Vatican Media Watch

Castel Sant'Angelo at Risk of Collapse

REUTERS, Aug. 30 — Italy has said it will pump more than $1.2 million of emergency funding into Rome's Castel Sant' Angelo after a newspaper published an exposé of its decay, including holes in the walls, faulty wiring and crumbling brickwork, Reuters reported.

“The problems faced by this extraordinary monument that represents the heart of Rome demands an extraordinary effort,” Culture Minister Rocco Buttiglione told reporters.

The imposing fortress overlooks the Tiber River and backs onto the Vatican City. It was originally a mausoleum for Emperor Hadrian in 139 A.D. and later became part of the city walls, medieval citadel, jail, refuge for besieged popes and more recently a museum that draws hundreds of thousands of visitors each year.

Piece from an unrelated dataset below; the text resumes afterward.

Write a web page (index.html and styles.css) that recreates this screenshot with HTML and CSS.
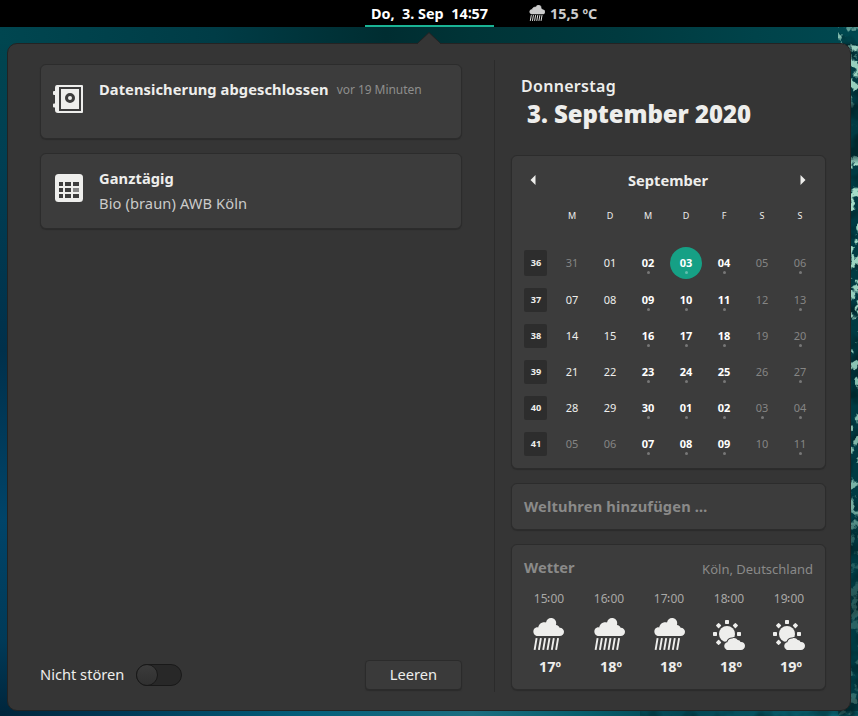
FILE: index.html
```html
<!DOCTYPE html>
<html lang="de">
<head>
<meta charset="utf-8">
<title>Kalender</title>
<link rel="stylesheet" href="styles.css">
</head>
<body>
<svg class="foam" width="858" height="689" viewBox="0 27 858 689" aria-hidden="true">
  <defs>
    <filter id="spray" x="0" y="0" width="100%" height="100%" color-interpolation-filters="sRGB">
      <feTurbulence type="fractalNoise" baseFrequency="0.1 0.09" numOctaves="4" seed="23"/>
      <feColorMatrix values="0 0 0 0 0.66  0 0 0 0 0.88  0 0 0 0 0.8  9 0 0 0 -4.9"/>
    </filter>
    <filter id="shade" x="0" y="0" width="100%" height="100%" color-interpolation-filters="sRGB">
      <feTurbulence type="fractalNoise" baseFrequency="0.04 0.05" numOctaves="3" seed="4"/>
      <feColorMatrix values="0 0 0 0 0  0 0 0 0 0.11  0 0 0 0 0.12  4 0 0 0 -1.8"/>
    </filter>
    <linearGradient id="fade" x1="0" x2="0" y1="0" y2="1">
      <stop offset="0" stop-color="#fff" stop-opacity=".5"/>
      <stop offset=".02" stop-color="#fff" stop-opacity=".9"/>
      <stop offset=".09" stop-color="#fff" stop-opacity=".9"/>
      <stop offset=".12" stop-color="#fff" stop-opacity=".05"/>
      <stop offset=".18" stop-color="#fff" stop-opacity=".05"/>
      <stop offset=".2" stop-color="#fff"/>
      <stop offset=".55" stop-color="#fff" stop-opacity=".8"/>
      <stop offset=".7" stop-color="#fff" stop-opacity=".7"/>
      <stop offset=".75" stop-color="#fff" stop-opacity=".2"/>
      <stop offset="1" stop-color="#fff" stop-opacity=".3"/>
    </linearGradient>
    <mask id="strip"><rect x="832" y="27" width="26" height="689" fill="url(#fade)"/></mask>
  </defs>
  <rect x="838" y="27" width="20" height="689" filter="url(#shade)" opacity=".6"/>
  <g mask="url(#strip)"><rect x="838" y="27" width="20" height="689" filter="url(#spray)"/></g>
  <rect x="640" y="711" width="218" height="5" filter="url(#shade)" opacity=".4"/>
</svg>

<svg class="defs" width="0" height="0" aria-hidden="true">
  <symbol id="rain" viewBox="0 0 32 32">
    <path d="M4.6 18A4.6 4.6 0 0 1 4.6 9.2C5.2 9.2 5.7 9.3 6.2 9.5C6.7 6.2 9.4 4 12.5 4.2C13 4.2 13.5 4.3 14 4.4C14.6 1.8 16.500 0 19 0C22 0 24.200 2.200 24.200 5C24.200 5.700 24.100 6.300 23.900 6.900C25.800 7.100 27.200 8.300 27.600 9.700C30 9.600 32 11.300 32 13.800C32 16.200 30.200 18 27.600 18Z"/>
    <path class="drops" d="M4.600 20.200L2.600 31.800M8.900 20.200L6.900 31.800M13.200 20.200L11.200 31.800M17.500 20.200L15.500 31.800M21.800 20.200L19.800 31.800M26.100 20.200L24.100 31.800"/>
  </symbol>
  <symbol id="sunny" viewBox="0 0 32 32">
    <g><rect x="12" y="2" width="4" height="4" rx=".7"/><rect x="-2" y="-2" width="4" height="4" rx=".7" transform="translate(5.600 7.600) rotate(45)"/><rect x="-2" y="-2" width="4" height="4" rx=".7" transform="translate(22.400 7.600) rotate(45)"/><rect x="-2" y="-2" width="4" height="4" rx=".7" transform="translate(5.600 24.400) rotate(45)"/><rect x="0" y="14" width="4" height="4" rx=".7"/><rect x="24" y="14" width="4" height="4" rx=".7"/></g>
    <circle cx="14" cy="16" r="8"/>
    <path class="cloud-edge" d="M13.800 32A4.200 4.200 0 0 1 13.800 24.200L14.400 24.200C14.800 21.900 17 20.300 19.300 20.500C21.200 19.400 23.800 20.400 24.600 22.100C26 22 27.100 22.800 27.500 24C29.900 23.700 32 25.200 32 27.800C32 30.300 30.200 32 28 32Z"/>
  </symbol>
</svg>

<header class="topbar">
  <div class="clock">Do,&nbsp; 3. Sep&nbsp; 14∶57</div>
  <div class="status"><svg class="status-icon"><use href="#rain"/></svg><span>15,5 ºC</span></div>
</header>

<main class="panel">
  <svg class="pointer" width="26" height="13" viewBox="0 0 26 13"><path class="pointer-fill" d="M1 13V12L13 0.500L25 12V13Z"/><path class="pointer-line" d="M1 11.800L13 .5L25 11.800"/></svg>

  <section class="messages">
    <article class="card note backup">
      <svg class="note-icon" viewBox="0 0 32 32">
        <path fill-rule="evenodd" d="M5 2H30Q31 2 31 3V29Q31 30 30 30H6Q3 30 3 27V24.500H2Q1 24.500 1 23.500V21.500Q1 20.500 2 20.500H3V12H2Q1 12 1 11V9Q1 8 2 8H3V5Q3 2 5 2ZM7 4V28H29V4ZM9 6H27V26H9Z"/>
        <circle class="dial" cx="18" cy="15" r="3.500"/>
      </svg>
      <div class="note-text"><h3>Datensicherung abgeschlossen</h3><time>vor 19 Minuten</time></div>
    </article>
    <article class="card note event">
      <svg class="note-icon" viewBox="0 0 32 32">
        <rect x="3" y="2" width="28" height="28" rx="3.500"/>
        <path class="cells" d="M7 10h4v4h-4zM13 10h6v4h-6zM21 10h6v4h-6zM7 16h4v4h-4zM13 16h6v4h-6zM7 22h4v4h-4zM13 22h6v4h-6zM21 22h6v4h-6z"/>
        <path class="cell-dim" d="M21 16h6v4h-6z"/>
      </svg>
      <div class="note-text"><h3>Ganztägig</h3><p>Bio (braun) AWB Köln</p></div>
    </article>
    <footer class="controls">
      <span class="dnd">Nicht stören</span>
      <span class="switch"><i></i></span>
      <button class="clear">Leeren</button>
    </footer>
  </section>

  <aside class="side">
    <div class="today"><div class="weekday">Donnerstag</div><div class="date">3. September 2020</div></div>

    <section class="card calendar">
      <div class="month">
        <svg width="6" height="10" viewBox="0 0 6 10"><path d="M5.500 0V10L.5 5Z"/></svg>
        <h2>September</h2>
        <svg width="6" height="10" viewBox="0 0 6 10"><path d="M.5 0V10L5.500 5Z"/></svg>
      </div>
      <div class="row head"><b></b><span>M</span><span>D</span><span>M</span><span>D</span><span>F</span><span>S</span><span>S</span></div>
      <div class="row first"><b>36</b><span class="dim">31</span><span>01</span><span class="busy">02</span><span class="busy now">03</span><span class="busy">04</span><span class="dim">05</span><span class="dim dot">06</span></div>
      <div class="row"><b>37</b><span>07</span><span>08</span><span class="busy">09</span><span class="busy">10</span><span class="busy">11</span><span class="dim">12</span><span class="dim dot">13</span></div>
      <div class="row"><b>38</b><span>14</span><span>15</span><span class="busy">16</span><span class="busy">17</span><span class="busy">18</span><span class="dim">19</span><span class="dim dot">20</span></div>
      <div class="row"><b>39</b><span>21</span><span>22</span><span class="busy">23</span><span class="busy">24</span><span class="busy">25</span><span class="dim">26</span><span class="dim dot">27</span></div>
      <div class="row"><b>40</b><span>28</span><span>29</span><span class="busy">30</span><span class="busy">01</span><span class="busy">02</span><span class="dim dot">03</span><span class="dim dot">04</span></div>
      <div class="row"><b>41</b><span class="dim">05</span><span class="dim">06</span><span class="busy">07</span><span class="busy">08</span><span class="busy">09</span><span class="dim">10</span><span class="dim dot">11</span></div>
    </section>

    <section class="card clocks">Weltuhren hinzufügen …</section>

    <section class="card weather">
      <div class="weather-head"><h2>Wetter</h2><span>Köln, Deutschland</span></div>
      <div class="hours">
        <div class="hour"><span>15∶00</span><svg><use href="#rain"/></svg><b>17º</b></div>
        <div class="hour"><span>16∶00</span><svg><use href="#rain"/></svg><b>18º</b></div>
        <div class="hour"><span>17∶00</span><svg><use href="#rain"/></svg><b>18º</b></div>
        <div class="hour"><span>18∶00</span><svg><use href="#sunny"/></svg><b>18º</b></div>
        <div class="hour"><span>19∶00</span><svg><use href="#sunny"/></svg><b>19º</b></div>
      </div>
    </section>
  </aside>
</main>
</body>
</html>
```
FILE: styles.css
```css
* { box-sizing: border-box; margin: 0; padding: 0; }

body {
  width: 858px;
  height: 716px;
  overflow: hidden;
  position: relative;
  font: 14.67px/20px "Noto Sans", sans-serif;
  color: #eeeeec;
  background:
    linear-gradient(90deg, #00253b, #003956 14%, #045e7a 35%, #1c6e80 55%, #075e6c 68%, #034552 80%, #0b6675) 0 711px / 100% 5px no-repeat,
    linear-gradient(90deg, #004650, #003c46 25%, #002d31 45%, #003437 55%, #003a3f 72%, #00434a 88%, #004850) 0 27px / 100% 17px no-repeat,
    linear-gradient(90deg, transparent 50%, #003a42 50%),
    linear-gradient(#00464f 27px, #003f53 160px, #00304b 350px, #004469 520px, #003a58 640px, #00253b);
}

.foam { position: absolute; left: 0; top: 27px; }
.defs { position: absolute; }
svg { display: block; fill: #eeeeec; }

.topbar {
  position: relative;
  height: 27px;
  display: flex;
  padding-left: 365px;
  background: #000;
  font-size: 14.4px;
  font-weight: 700;
}
.clock {
  width: 129px;
  height: 27px;
  border-bottom: 2px solid #1ab394;
  line-height: 27px;
  text-align: center;
  white-space: nowrap;
  color: #fff;
}
.status { display: flex; margin-left: 35px; line-height: 27px; color: #ccc; }
.status-icon { width: 16px; height: 16px; margin: 5px 5px 0 0; fill: #ccc; stroke: #ccc; }
.drops { fill: none; stroke: #eeeeec; stroke-width: 1.9; }
.status-icon .drops { stroke: #ccc; }

.panel {
  position: relative;
  width: 844px;
  height: 668px;
  margin: 16px 0 0 7px;
  border: 1px solid #232323;
  border-radius: 10px;
  background: #353535;
  display: flex;
}
.pointer { position: absolute; left: 408px; top: -12px; }
.pointer-fill { fill: #353535; }
.pointer-line { fill: none; stroke: #232323; }

.card {
  border: 1px solid #2c2c2c;
  border-radius: 6px;
  background: #3c3c3c;
  box-shadow: 0 1px 1px #2b2b2b;
}

.messages {
  width: 486px;
  padding: 20px 32px 20px;
  display: flex;
  flex-direction: column;
}
.note { width: 422px; display: flex; padding: 14px 0 0 11px; }
.backup { height: 75px; margin-bottom: 14px; }
.event { height: 76px; }
.note-icon { width: 32px; height: 32px; margin: 4px 15px 0 0; }
.dial { fill: #eeeeec; stroke: #3c3c3c; stroke-width: 3; }
.cells { fill: #3c3c3c; }
.cell-dim { fill: #858585; }
.note-text h3 { font-size: 14.67px; font-weight: 700; letter-spacing: .08px; }
.note-text p { margin-top: 5px; letter-spacing: .1px; color: #cbcbca; }
.backup .note-text { display: flex; gap: 8px; }
.note-text time { font-size: 12px; line-height: 21px; letter-spacing: -.05px; color: #8e8e8c; }

.controls { display: flex; align-items: center; margin-top: auto; height: 30px; width: 422px; }
.dnd { margin-top: -2px; }
.switch {
  width: 46px;
  height: 22px;
  margin-left: 12px;
  border: 1px solid #191919;
  border-radius: 11px;
  background: #282828;
}
.switch i {
  display: block;
  width: 22px;
  height: 22px;
  margin: -1px;
  border: 1px solid #191919;
  border-radius: 50%;
  background: linear-gradient(#3b3b3b, #303030);
}
.clear {
  width: 97px;
  height: 30px;
  margin-left: auto;
  padding-bottom: 2px;
  border: 1px solid #2b2b2b;
  border-radius: 4px;
  background: #3a3a3a;
  box-shadow: 0 1px 1px #2b2b2b;
  color: #eeeeec;
  font: inherit;
}

.side {
  position: relative;
  width: 332px;
  padding: 31px 0 0 17px;
}
.side::before {
  content: "";
  position: absolute;
  left: 0;
  top: 16px;
  width: 1px;
  height: 632px;
  background: #2b2b2b;
}
.today { height: 80px; padding-left: 10px; white-space: nowrap; }
.weekday { font-size: 16px; font-weight: 600; line-height: 22px; letter-spacing: .3px; }
.date { margin-left: 6px; font-size: 24px; font-weight: 900; line-height: 34px; letter-spacing: -.08px; }

.calendar { height: 314px; margin-bottom: 14px; padding: 11px 0 0 12px; }
.month { display: flex; justify-content: space-between; align-items: center; height: 26px; margin-bottom: 1px; padding: 0 19px 0 6px; }
h2 { font-size: 14.67px; font-weight: 700; }
.row { display: grid; grid-template-columns: 29px repeat(7, 38px); height: 36px; align-items: center; font-size: 11px; line-height: 16px; text-align: center; }
.row b { width: 23px; height: 24px; padding-left: 1px; border-radius: 2px; background: #2d2d2d; font-size: 9.2px; line-height: 24px; }
.row span { position: relative; }
.head { height: 50px; font-size: 9px; padding-bottom: 6px; }
.head b { background: none; }
.first { height: 38px; }
.first b { height: 26px; line-height: 26px; }
.dim { color: #858584; }
.busy { font-weight: 700; color: #fff; }
.busy::after, .dot::after {
  content: "";
  position: absolute;
  left: 50%;
  bottom: -3px;
  width: 3px;
  height: 3px;
  margin-left: -1px;
  border-radius: 50%;
  background: #777;
}
.row .now { width: 32px; height: 32px; margin: 0 3px; border-radius: 50%; background: #16a085; line-height: 32px; }
.now::after { bottom: 5px; background: #62bfae; }

.clocks { height: 47px; margin-bottom: 14px; padding: 0 12px; line-height: 45px; font-weight: 700; letter-spacing: .16px; color: #8a8a89; }
.weather { height: 146px; padding: 12px; }
.weather-head { display: flex; justify-content: space-between; color: #8a8a89; }
.weather-head span { font-size: 13px; line-height: 24px; }
.hours { display: flex; margin: 8px -7px 0 -5px; }
.hour { flex: none; width: 60px; display: flex; flex-direction: column; align-items: center; }
.hour span { font-size: 12px; line-height: 20px; color: #a9a9a7; }
.hour svg { width: 32px; height: 32px; margin-top: 9px; }
.hour b { font-size: 14.4px; line-height: 20px; margin: 7px 0 0 4px; }
.hour:first-child svg { margin-right: 2px; }
.hour:first-child b { margin-left: 2px; }
.cloud-edge { stroke: #3c3c3c; stroke-width: 2; paint-order: stroke; }
```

Newspaper Editor Calls John Paul II ‘a Martyr’

EXPRESSINDIA.COM, Aug. 26 — The editor of the Vatican newspaper said that Pope John Paul II was a “martyr” even though he survived a 1981 assassination attempt, reported the Indian news service ExpressIndia.

Mario Agnes, editor-in-chief of the Vatican daily L'Osservatore Romano, told an annual pro-Catholic political meeting that the stones in St. Peter's Square where John Paul's blood was shed should be preserved because it was the blood of “an authentic martyred Pope.”

Ever since Pope Benedict XVI announced May 13 that he was putting John Paul on the fast track for possible sainthood, there have been questions about whether he could be declared a martyr. Doing so would remove the need for the Vatican to confirm that a miracle attributed to his intercession had occurred after his April 2 death for him to be beatified.

Aide Recalls John Paul II's Last Hours

ASSOCIATED PRESS, Aug. 27 — As he lay near death, Pope John Paul II was aware of the crowd in St. Peter's Square below his apartment window and calmly viewed death as a “passage from one room to another,” a longtime secretary said in an interview broadcast Friday night.

“He heard everything,” Archbishop Stanislaw Dziwisz, said in an interview with TG5, an Italian television station, in Krakow, Poland where he was installed as archbishop. “He heard the square, he heard the prayer, the presence of the young people. The Holy Father heard, because he was conscious right to the end, almost to the end, even the last day.”

Archbishop Dziwisz said the last words he heard the Pope say were totus tuus, the Pope's Latin motto for “completely yours,” dedicating himself to the Virgin Mary. He said a nun who was near the Pope in his final hours told him that she heard the Pope say, “Let me go to the Lord.”

“We were at his side in these last moments,” Archbishop Dziwisz told TG5. “For him, death was really a passage from one room to another, from one life to another.”